TurretsTurris

Turrets were built at equal distances between milecastles and there were two such buildings between each of the latter and were spaced at one every third of a Roman mile. These were primarily watch towers and were built of stone regardless of whether or not they were on the stone or turf wall. Their size would be approximately 20 feet square and recessed into the wall by roughly 6 feet. The height of a turret could easily be as high as 30 feet without any strain on the foundations and this is a perfectly reasonable height to assume. A doorway gave access to the turret from the south wall. To the side of the door would be a platform, added later, where possibly a timber stairway gave access to the upper floor or walkway of the Wall. This seems more likely than the other theory of a timber based ladder which has been a long held belief.

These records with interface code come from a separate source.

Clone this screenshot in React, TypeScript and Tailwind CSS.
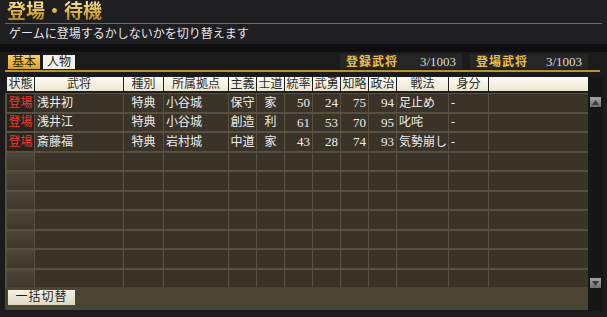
import React from 'react';

type Col = { label: string; w: string; align: string };

const cols: Col[] = [
  { label: '状態', w: 'w-[27px]', align: 'justify-center' },
  { label: '武将', w: 'w-[88px]', align: 'justify-start' },
  { label: '種別', w: 'w-[39px]', align: 'justify-center' },
  { label: '所属拠点', w: 'w-[64px]', align: 'justify-start' },
  { label: '主義', w: 'w-[27px]', align: 'justify-center' },
  { label: '士道', w: 'w-[27px]', align: 'justify-center' },
  { label: '統率', w: 'w-[27px]', align: 'justify-end' },
  { label: '武勇', w: 'w-[27px]', align: 'justify-end' },
  { label: '知略', w: 'w-[27px]', align: 'justify-end' },
  { label: '政治', w: 'w-[27px]', align: 'justify-end' },
  { label: '戦法', w: 'w-[51px]', align: 'justify-start' },
  { label: '身分', w: 'w-[39px]', align: 'justify-start' },
  { label: '', w: 'w-[99px]', align: 'justify-start' },
];

const rows: string[][] = [
  ['登場', '浅井初', '特典', '小谷城', '保守', '家', '50', '24', '75', '94', '足止め', '-', ''],
  ['登場', '浅井江', '特典', '小谷城', '創造', '利', '61', '53', '70', '95', '叱咤', '-', ''],
  ['登場', '斎藤福', '特典', '岩村城', '中道', '家', '43', '28', '74', '93', '気勢崩し', '-', ''],
];

const font = "font-['Liberation_Serif','Noto_Sans_CJK_JP',serif]";

function StatBox({ label, value, w }: { label: string; value: string; w: string }) {
  return (
    <div className={`${w} h-[15px] bg-[#262626] flex items-center justify-between px-[6px]`}>
      <span className="text-[12px] leading-none font-bold text-[#e8c04a] tracking-[1px]">{label}</span>
      <span className="text-[13px] leading-none text-[#dcdcdc]">{value}</span>
    </div>
  );
}

function ScrollBtn({ up }: { up: boolean }) {
  return (
    <div className="w-[11px] h-[10px] bg-gradient-to-b from-[#a6a6a6] to-[#6e6e6e] flex items-center justify-center">
      <svg width="7" height="5" viewBox="0 0 7 5">
        {up ? <polygon points="3.5,0 7,5 0,5" fill="#3a3a3a" /> : <polygon points="0,0 7,0 3.5,5" fill="#3a3a3a" />}
      </svg>
    </div>
  );
}

export default function App() {
  const empty = Array.from({ length: 7 }, () => cols.map(() => ''));
  const allRows = [...rows, ...empty];

  return (
    <div className={`w-[607px] h-[317px] bg-[#1b1b1b] overflow-hidden ${font}`}>
      {/* title */}
      <div className="h-[44px] bg-[#1f1f21] px-[5px]">
        <div className="h-[24px] border-b border-[#6a6a6a] pl-[2px]">
          <span className="text-[19px] leading-[23px] font-bold bg-gradient-to-b from-[#fbe9a0] via-[#e2b540] to-[#a77a18] bg-clip-text text-transparent">
            登場・待機
          </span>
        </div>
        <div className="pl-[4px] pt-[3px] text-[12px] leading-[14px] text-[#e6e6e6]">
          ゲームに登場するかしないかを切り替えます
        </div>
      </div>
      <div className="h-[8px] bg-[#0e0e0e]" />

      {/* tabs + stats */}
      <div className="ml-[5px] mr-[7px] h-[20px] flex items-end border-b-2 border-[#b8962e]">
        <div className="ml-[3px] mb-[1px] w-[32px] h-[14px] bg-gradient-to-b from-[#f8d560] to-[#d9a020] text-[#2a1e08] text-[12px] leading-[14px] text-center">基本</div>
        <div className="ml-[3px] mb-[1px] w-[32px] h-[14px] bg-[#f4f1e6] text-[#222] text-[12px] leading-[14px] text-center">人物</div>
        <div className="ml-auto flex gap-[8px] mb-[1px] mr-[12px]">
          <StatBox label="登録武将" value="3/1003" w="w-[122px]" />
          <StatBox label="登場武将" value="3/1003" w="w-[118px]" />
        </div>
      </div>

      {/* table + scrollbar */}
      <div className="mt-[5px] ml-[5px] flex">
        <div className="w-[583px]">
          <div className="flex gap-px pl-[2px] bg-[#1f1d19] pb-[2px]">
            {cols.map((c, i) => (
              <div
                key={i}
                className={`${c.w} h-[14px] bg-gradient-to-b from-[#fdfcf3] to-[#ebe6d2] text-[#2b2b2b] text-[12px] leading-[14px] text-center overflow-hidden whitespace-nowrap`}
              >
                {c.label}
              </div>
            ))}
          </div>
          <div className="bg-[#5a5040] pl-[2px] pt-[1px] flex flex-col gap-[2px]">
            {allRows.map((r, ri) => (
              <div key={ri} className="flex gap-px">
                {cols.map((c, ci) => (
                  <div
                    key={ci}
                    className={`${c.w} h-[17.5px] flex items-center ${c.align} px-[2px] ${
                      ci >= 6 && ci <= 9 ? 'text-[13px]' : 'text-[12px]'
                    } leading-none whitespace-nowrap overflow-hidden ${
                      ci === 0
                        ? r[0]
                          ? 'bg-[#2a231c] text-[#ee3a2c]'
                          : 'bg-gradient-to-b from-[#4e4537] to-[#3e372b]'
                        : 'bg-[#3a3428] text-[#ececec]'
                    }`}
                  >
                    {r[ci]}
                  </div>
                ))}
              </div>
            ))}
          </div>
          <div className="h-[23px] bg-[#4c4434] pl-[3px] pt-[3px]">
            <div className="w-[67px] h-[15px] bg-gradient-to-b from-[#f6f3e6] to-[#dcd6c2] text-[#222] text-[12px] leading-[15px] text-center tracking-[1px]">
              一括切替
            </div>
          </div>
        </div>
        <div className="w-[15px] h-[234px] bg-[#161616] flex flex-col items-center pt-[20px] pb-[23px] justify-between">
          <ScrollBtn up />
          <ScrollBtn up={false} />
        </div>
      </div>
    </div>
  );
}
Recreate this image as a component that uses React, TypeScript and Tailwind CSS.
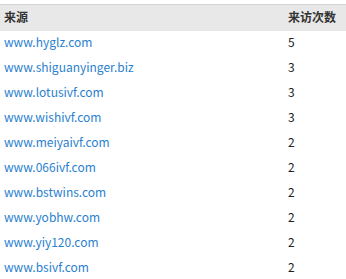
import React from 'react'

const rows = [
  { site: 'www.hyglz.com', count: 5 },
  { site: 'www.shiguanyinger.biz', count: 3 },
  { site: 'www.lotusivf.com', count: 3 },
  { site: 'www.wishivf.com', count: 3 },
  { site: 'www.meiyaivf.com', count: 2 },
  { site: 'www.066ivf.com', count: 2 },
  { site: 'www.bstwins.com', count: 2 },
  { site: 'www.yobhw.com', count: 2 },
  { site: 'www.yiy120.com', count: 2 },
  { site: 'www.bsivf.com', count: 2 },
]

export default function App() {
  return (
    <div
      className="w-[346px] h-[279px] overflow-hidden bg-white pt-1 text-[12px]"
      style={{ fontFamily: '"Noto Sans CJK SC", sans-serif' }}
    >
      <table className="w-full border-collapse">
        <thead>
          <tr className="h-[26px] bg-[#e8e8e8] border-t border-[#d4d4d4] text-[#333]">
            <th className="pl-1 pb-[2px] text-left font-bold">来源</th>
            <th className="w-[58px] pb-[2px] text-left font-bold">来访次数</th>
          </tr>
        </thead>
        <tbody>
          {rows.map((r) => (
            <tr key={r.site} className="h-[25px]">
              <td className="pl-1 pb-[3px] text-[#2a7fcf]">{r.site}</td>
              <td className="pb-[3px] text-[#222]">{r.count}</td>
            </tr>
          ))}
        </tbody>
      </table>
    </div>
  )
}
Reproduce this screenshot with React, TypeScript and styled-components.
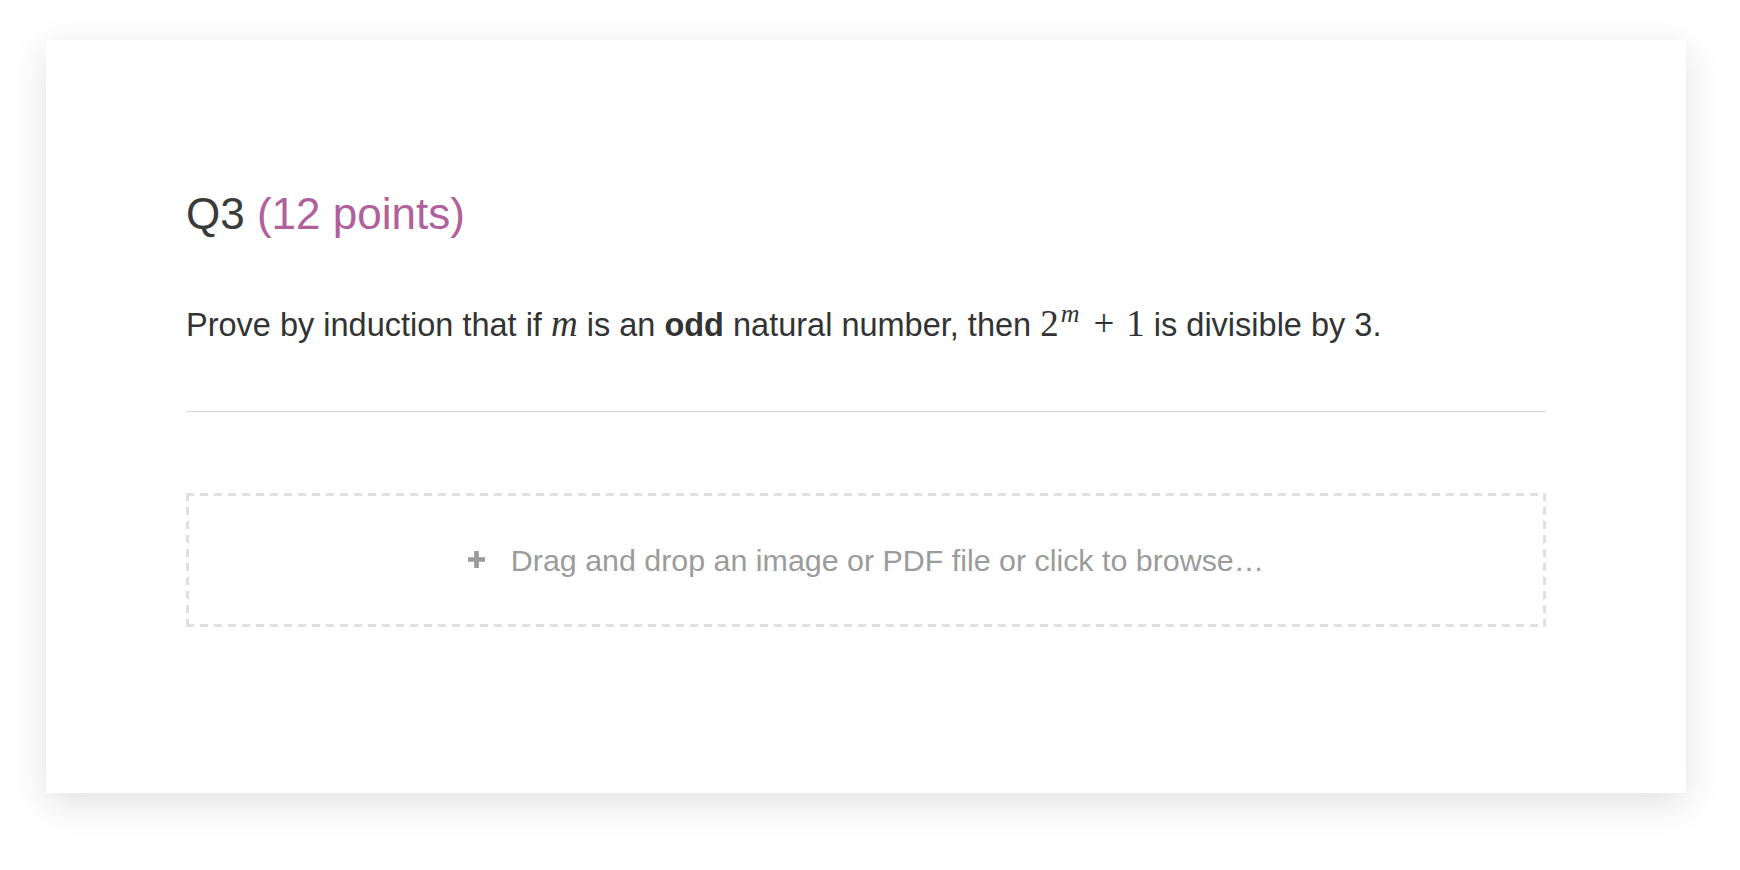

In the turf wall turrets there is no platform where they existed in the stone building but a dais is normally found which could have served as a base for a stair or, as has been suggested, a raised bench for a soldier to eat from or keep his blanket clean when folding simply because the floor would be filthy. The soldier in the turret, through popular belief, would sleep on the floor and therefore, for security, only a strong bolt would be needed to lock the door. It is popularly believed that the roof of the turret would be flat using stone flags to complete it. However, I and others, take the view a sloped roof would be used here. Evidence for the former is non-existent while only sparse remains of slates and a single fragment of a roof tile have been found so far. More evidence is needed to clarify how the roof of a turret would look although other theories include a thatched roof which means no evidence is likely to remain.

Evidence based on the designs depicted on the Rudge Cup and Amiens Skillet cannot be taken literally as they could quite easily just be an artistic representation of the Wall and turrets, given that these objects could be souvenirs made around the 2nd Century AD. Inside the turret would be a hearth used for cooking and, of course, this was on the ground floor. Normal finds such as quernstones, gaming counters and other domestic utilities have been excavated in turrets which does suggest soldiers living and sleeping here but it cannot be proven archaeologically given the nature of such things. Window glass has been found giving rise to possible glass based windows but, again, it cannot be proven and there is the possibility that simple shutters would be used.

Turrets would be numbered to match the numbering system of milecastles along the Wall. Between each milecastle two turrets would be built. These would be every one third of a Roman mile. So, as an example, turrets between milecastles 2 and 3 would be numbered 2a and 2b and between milecastles 3 and 4 would be numbered 3a and 3b and so on.